Lee-Anne rung me a couple of times. Once to tell em the highway cops were out in force, so drive s-l-o-w-l-y, then to tell me that it was snowing in the mountains, then to tell me blizzards were forecast and to get my arse in gear and not hang about. Hang about?

Approaching the mountains it was indeed snowing, and I saw my first “snowbow” a rainbow, but…. oh work it out yourself. We got through the mountains without too much fuss, there was only a light dusting on the ground. And although I was hyper-vigilant I didn’t see a single cop all the way home either.

We reunited with Lee-Anne at home, the girls played for a while and then we took Sowon home. Her mother, very kind person that she is, had cooked us a huge vegetarian noodle feast, which she packed up for us to eat at home. A very pleasant end to our trip.

 

So a holiday with a difference. The difference?

·        Even though we took two cars, neither of them blew up or broke down.

·        Despite my best efforts we didn’t get lost on the way there.

·        The weather, although sub zero each morning, was t-shirt hot by 10.00 am.

·        Despite living next door to the owner, we never fell out with him.

·        Every chippy we ate at was cheap and high quality. (despite the absence  of taste in their vegeburgers.)

·        Barnum didn’t eat the puffer fish requiring a trip to a vet and hence a second mortgage.

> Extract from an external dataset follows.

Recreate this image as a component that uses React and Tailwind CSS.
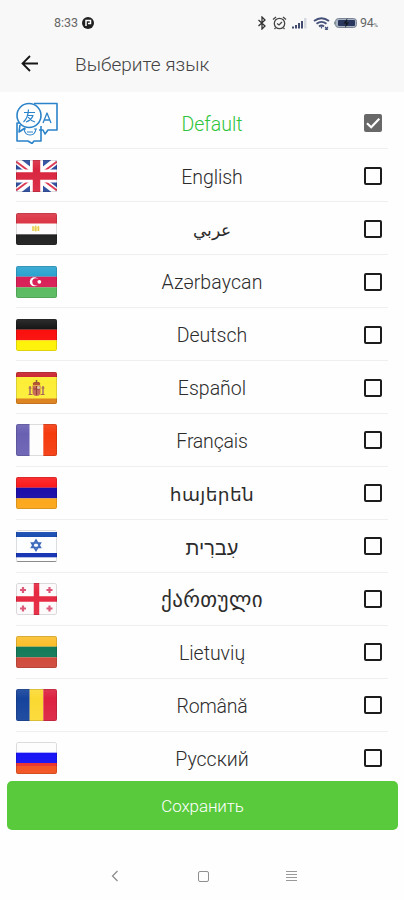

·        Barnum didn’t  fall off a cliff, requiring me to bury him in the sand.

·        None of the female fishing folk got a hook in them

·        I didn’t die of heatstroke or a broken ankle on Mt Dromedary.

·        The horse riding stables the girls used were fantastic fun, and no one fell off and broke an arm.

·        After girls had watched their movie they didn’t wander off into the sunset and get lost  by accident”.

·        When Sowon fell in the falls she didn’t fracture her skull.

·        We found somewhere to have a fantastic meal on our last night, despite the town being shut, and without having to drive the 89 k back to Bateman’s bay.

·        I neither skidded the car into a snowdrift, nor got booked for speeding, on the way home.

·        Sowon’s parents hadn’t moved home when we returned with her.

 

All rather odd really, I must have done something wrong.